• WHAT TO WORK ON:
Keep the images out and copy every entry below exactly.

• Pages as source code:
* * *
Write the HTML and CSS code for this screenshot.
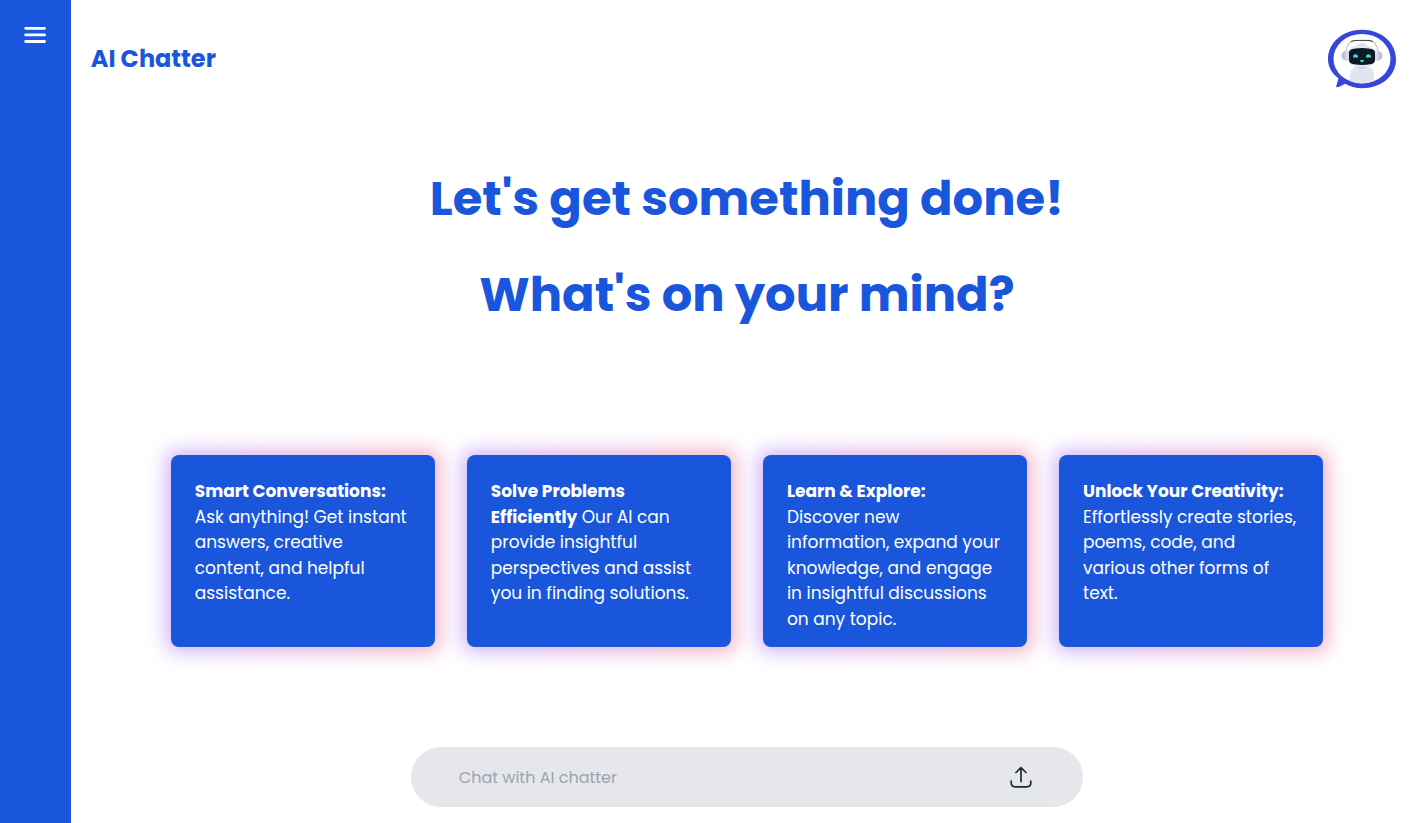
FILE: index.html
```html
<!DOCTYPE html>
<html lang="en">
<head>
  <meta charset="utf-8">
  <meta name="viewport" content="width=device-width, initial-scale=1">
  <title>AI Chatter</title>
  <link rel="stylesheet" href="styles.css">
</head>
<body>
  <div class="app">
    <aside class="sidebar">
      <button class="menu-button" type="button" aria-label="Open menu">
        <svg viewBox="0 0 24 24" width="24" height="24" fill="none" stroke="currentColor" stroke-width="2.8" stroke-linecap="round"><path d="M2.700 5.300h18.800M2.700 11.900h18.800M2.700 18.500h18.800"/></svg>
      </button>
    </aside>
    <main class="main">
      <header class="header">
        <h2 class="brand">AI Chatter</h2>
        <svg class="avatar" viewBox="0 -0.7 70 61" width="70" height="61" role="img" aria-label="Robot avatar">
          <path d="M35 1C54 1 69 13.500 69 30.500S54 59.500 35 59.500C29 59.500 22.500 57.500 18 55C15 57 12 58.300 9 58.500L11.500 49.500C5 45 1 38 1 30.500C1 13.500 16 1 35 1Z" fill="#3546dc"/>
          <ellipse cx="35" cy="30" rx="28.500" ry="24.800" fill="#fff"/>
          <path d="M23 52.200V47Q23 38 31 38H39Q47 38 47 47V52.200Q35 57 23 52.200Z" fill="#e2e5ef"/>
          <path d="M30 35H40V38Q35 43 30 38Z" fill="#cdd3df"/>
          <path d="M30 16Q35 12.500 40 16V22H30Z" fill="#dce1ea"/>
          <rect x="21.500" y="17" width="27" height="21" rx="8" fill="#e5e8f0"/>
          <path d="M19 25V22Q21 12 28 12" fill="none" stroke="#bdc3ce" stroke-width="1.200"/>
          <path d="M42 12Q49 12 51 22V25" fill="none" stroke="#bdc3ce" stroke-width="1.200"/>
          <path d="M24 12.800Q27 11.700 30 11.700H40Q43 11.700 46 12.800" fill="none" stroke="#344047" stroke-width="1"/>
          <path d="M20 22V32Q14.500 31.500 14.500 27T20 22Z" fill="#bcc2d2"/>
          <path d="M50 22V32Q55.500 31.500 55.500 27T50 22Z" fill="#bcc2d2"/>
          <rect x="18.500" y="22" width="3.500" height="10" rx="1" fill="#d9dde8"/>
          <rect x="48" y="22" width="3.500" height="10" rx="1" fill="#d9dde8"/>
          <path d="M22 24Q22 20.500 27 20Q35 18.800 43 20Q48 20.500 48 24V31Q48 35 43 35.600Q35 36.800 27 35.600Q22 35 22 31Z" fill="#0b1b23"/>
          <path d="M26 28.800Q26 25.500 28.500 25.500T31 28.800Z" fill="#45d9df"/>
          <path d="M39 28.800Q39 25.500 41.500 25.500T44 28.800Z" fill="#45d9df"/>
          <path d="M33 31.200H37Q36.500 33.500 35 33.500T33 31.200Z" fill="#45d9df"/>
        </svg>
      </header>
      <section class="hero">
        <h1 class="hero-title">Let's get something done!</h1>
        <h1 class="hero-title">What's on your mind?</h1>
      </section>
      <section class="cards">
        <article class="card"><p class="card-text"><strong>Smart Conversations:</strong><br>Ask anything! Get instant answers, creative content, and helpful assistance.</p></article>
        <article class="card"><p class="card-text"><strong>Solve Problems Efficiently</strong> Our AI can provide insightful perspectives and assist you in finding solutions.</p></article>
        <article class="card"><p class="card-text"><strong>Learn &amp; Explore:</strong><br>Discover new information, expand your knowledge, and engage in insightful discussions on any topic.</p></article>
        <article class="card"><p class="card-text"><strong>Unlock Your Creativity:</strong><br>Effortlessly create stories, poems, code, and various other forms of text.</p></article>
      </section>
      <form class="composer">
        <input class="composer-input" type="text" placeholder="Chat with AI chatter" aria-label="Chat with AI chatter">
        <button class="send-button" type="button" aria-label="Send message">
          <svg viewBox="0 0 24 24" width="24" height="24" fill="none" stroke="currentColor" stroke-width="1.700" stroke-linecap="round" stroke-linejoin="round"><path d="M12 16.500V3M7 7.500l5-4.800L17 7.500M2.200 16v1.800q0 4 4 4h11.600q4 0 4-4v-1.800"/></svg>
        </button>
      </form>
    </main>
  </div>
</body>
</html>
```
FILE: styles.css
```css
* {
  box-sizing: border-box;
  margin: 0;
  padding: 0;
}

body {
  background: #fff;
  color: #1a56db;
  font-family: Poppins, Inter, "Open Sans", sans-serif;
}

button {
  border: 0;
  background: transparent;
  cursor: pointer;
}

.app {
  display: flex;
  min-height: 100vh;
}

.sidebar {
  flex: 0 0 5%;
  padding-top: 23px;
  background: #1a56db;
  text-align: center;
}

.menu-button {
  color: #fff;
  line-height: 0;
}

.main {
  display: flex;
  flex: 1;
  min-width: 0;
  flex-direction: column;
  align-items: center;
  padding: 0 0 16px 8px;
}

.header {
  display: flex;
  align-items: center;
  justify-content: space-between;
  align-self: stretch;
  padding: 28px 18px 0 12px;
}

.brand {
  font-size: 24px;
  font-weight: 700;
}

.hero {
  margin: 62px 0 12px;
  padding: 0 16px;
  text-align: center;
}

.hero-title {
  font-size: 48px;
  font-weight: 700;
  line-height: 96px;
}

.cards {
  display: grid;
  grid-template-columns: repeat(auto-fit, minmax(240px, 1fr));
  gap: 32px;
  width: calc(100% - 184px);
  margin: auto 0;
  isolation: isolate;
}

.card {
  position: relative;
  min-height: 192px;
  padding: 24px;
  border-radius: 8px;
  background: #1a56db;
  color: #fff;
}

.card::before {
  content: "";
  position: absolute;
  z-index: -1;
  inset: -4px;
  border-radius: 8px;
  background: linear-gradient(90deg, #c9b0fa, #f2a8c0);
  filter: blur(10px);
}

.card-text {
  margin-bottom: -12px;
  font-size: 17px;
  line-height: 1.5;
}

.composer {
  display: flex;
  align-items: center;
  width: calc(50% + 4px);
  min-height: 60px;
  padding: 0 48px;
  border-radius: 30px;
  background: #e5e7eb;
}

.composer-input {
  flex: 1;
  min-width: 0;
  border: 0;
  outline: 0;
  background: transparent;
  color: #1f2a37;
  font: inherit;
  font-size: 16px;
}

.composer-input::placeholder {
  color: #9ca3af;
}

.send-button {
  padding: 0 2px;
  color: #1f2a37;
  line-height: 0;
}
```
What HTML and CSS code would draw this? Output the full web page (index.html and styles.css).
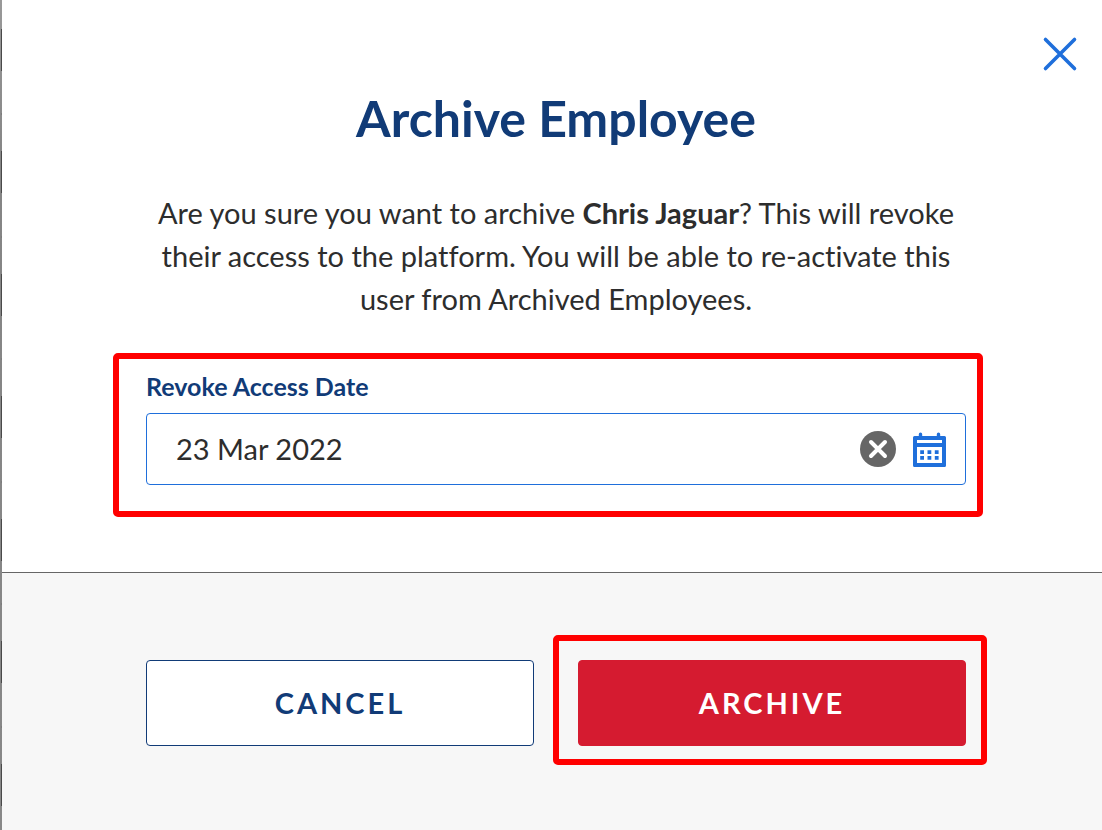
* * *
• RESPONSE:
Write the HTML and CSS code for this screenshot.
FILE: index.html
```html
<!DOCTYPE html>
<html lang="en">
<head>
  <meta charset="utf-8">
  <meta name="viewport" content="width=device-width, initial-scale=1">
  <title>AI Chatter</title>
  <link rel="stylesheet" href="styles.css">
</head>
<body>
  <div class="app">
    <aside class="sidebar">
      <button class="menu-button" type="button" aria-label="Open menu">
        <svg viewBox="0 0 24 24" width="24" height="24" fill="none" stroke="currentColor" stroke-width="2.8" stroke-linecap="round"><path d="M2.700 5.300h18.800M2.700 11.900h18.800M2.700 18.500h18.800"/></svg>
      </button>
    </aside>
    <main class="main">
      <header class="header">
        <h2 class="brand">AI Chatter</h2>
        <svg class="avatar" viewBox="0 -0.7 70 61" width="70" height="61" role="img" aria-label="Robot avatar">
          <path d="M35 1C54 1 69 13.500 69 30.500S54 59.500 35 59.500C29 59.500 22.500 57.500 18 55C15 57 12 58.300 9 58.500L11.500 49.500C5 45 1 38 1 30.500C1 13.500 16 1 35 1Z" fill="#3546dc"/>
          <ellipse cx="35" cy="30" rx="28.500" ry="24.800" fill="#fff"/>
          <path d="M23 52.200V47Q23 38 31 38H39Q47 38 47 47V52.200Q35 57 23 52.200Z" fill="#e2e5ef"/>
          <path d="M30 35H40V38Q35 43 30 38Z" fill="#cdd3df"/>
          <path d="M30 16Q35 12.500 40 16V22H30Z" fill="#dce1ea"/>
          <rect x="21.500" y="17" width="27" height="21" rx="8" fill="#e5e8f0"/>
          <path d="M19 25V22Q21 12 28 12" fill="none" stroke="#bdc3ce" stroke-width="1.200"/>
          <path d="M42 12Q49 12 51 22V25" fill="none" stroke="#bdc3ce" stroke-width="1.200"/>
          <path d="M24 12.800Q27 11.700 30 11.700H40Q43 11.700 46 12.800" fill="none" stroke="#344047" stroke-width="1"/>
          <path d="M20 22V32Q14.500 31.500 14.500 27T20 22Z" fill="#bcc2d2"/>
          <path d="M50 22V32Q55.500 31.500 55.500 27T50 22Z" fill="#bcc2d2"/>
          <rect x="18.500" y="22" width="3.500" height="10" rx="1" fill="#d9dde8"/>
          <rect x="48" y="22" width="3.500" height="10" rx="1" fill="#d9dde8"/>
          <path d="M22 24Q22 20.500 27 20Q35 18.800 43 20Q48 20.500 48 24V31Q48 35 43 35.600Q35 36.800 27 35.600Q22 35 22 31Z" fill="#0b1b23"/>
          <path d="M26 28.800Q26 25.500 28.500 25.500T31 28.800Z" fill="#45d9df"/>
          <path d="M39 28.800Q39 25.500 41.500 25.500T44 28.800Z" fill="#45d9df"/>
          <path d="M33 31.200H37Q36.500 33.500 35 33.500T33 31.200Z" fill="#45d9df"/>
        </svg>
      </header>
      <section class="hero">
        <h1 class="hero-title">Let's get something done!</h1>
        <h1 class="hero-title">What's on your mind?</h1>
      </section>
      <section class="cards">
        <article class="card"><p class="card-text"><strong>Smart Conversations:</strong><br>Ask anything! Get instant answers, creative content, and helpful assistance.</p></article>
        <article class="card"><p class="card-text"><strong>Solve Problems Efficiently</strong> Our AI can provide insightful perspectives and assist you in finding solutions.</p></article>
        <article class="card"><p class="card-text"><strong>Learn &amp; Explore:</strong><br>Discover new information, expand your knowledge, and engage in insightful discussions on any topic.</p></article>
        <article class="card"><p class="card-text"><strong>Unlock Your Creativity:</strong><br>Effortlessly create stories, poems, code, and various other forms of text.</p></article>
      </section>
      <form class="composer">
        <input class="composer-input" type="text" placeholder="Chat with AI chatter" aria-label="Chat with AI chatter">
        <button class="send-button" type="button" aria-label="Send message">
          <svg viewBox="0 0 24 24" width="24" height="24" fill="none" stroke="currentColor" stroke-width="1.700" stroke-linecap="round" stroke-linejoin="round"><path d="M12 16.500V3M7 7.500l5-4.800L17 7.500M2.200 16v1.800q0 4 4 4h11.600q4 0 4-4v-1.800"/></svg>
        </button>
      </form>
    </main>
  </div>
</body>
</html>
```
FILE: styles.css
```css
* {
  box-sizing: border-box;
  margin: 0;
  padding: 0;
}

body {
  background: #fff;
  color: #1a56db;
  font-family: Poppins, Inter, "Open Sans", sans-serif;
}

button {
  border: 0;
  background: transparent;
  cursor: pointer;
}

.app {
  display: flex;
  min-height: 100vh;
}

.sidebar {
  flex: 0 0 5%;
  padding-top: 23px;
  background: #1a56db;
  text-align: center;
}

.menu-button {
  color: #fff;
  line-height: 0;
}

.main {
  display: flex;
  flex: 1;
  min-width: 0;
  flex-direction: column;
  align-items: center;
  padding: 0 0 16px 8px;
}

.header {
  display: flex;
  align-items: center;
  justify-content: space-between;
  align-self: stretch;
  padding: 28px 18px 0 12px;
}

.brand {
  font-size: 24px;
  font-weight: 700;
}

.hero {
  margin: 62px 0 12px;
  padding: 0 16px;
  text-align: center;
}

.hero-title {
  font-size: 48px;
  font-weight: 700;
  line-height: 96px;
}

.cards {
  display: grid;
  grid-template-columns: repeat(auto-fit, minmax(240px, 1fr));
  gap: 32px;
  width: calc(100% - 184px);
  margin: auto 0;
  isolation: isolate;
}

.card {
  position: relative;
  min-height: 192px;
  padding: 24px;
  border-radius: 8px;
  background: #1a56db;
  color: #fff;
}

.card::before {
  content: "";
  position: absolute;
  z-index: -1;
  inset: -4px;
  border-radius: 8px;
  background: linear-gradient(90deg, #c9b0fa, #f2a8c0);
  filter: blur(10px);
}

.card-text {
  margin-bottom: -12px;
  font-size: 17px;
  line-height: 1.5;
}

.composer {
  display: flex;
  align-items: center;
  width: calc(50% + 4px);
  min-height: 60px;
  padding: 0 48px;
  border-radius: 30px;
  background: #e5e7eb;
}

.composer-input {
  flex: 1;
  min-width: 0;
  border: 0;
  outline: 0;
  background: transparent;
  color: #1f2a37;
  font: inherit;
  font-size: 16px;
}

.composer-input::placeholder {
  color: #9ca3af;
}

.send-button {
  padding: 0 2px;
  color: #1f2a37;
  line-height: 0;
}
```
What HTML and CSS code would draw this? Output the full web page (index.html and styles.css).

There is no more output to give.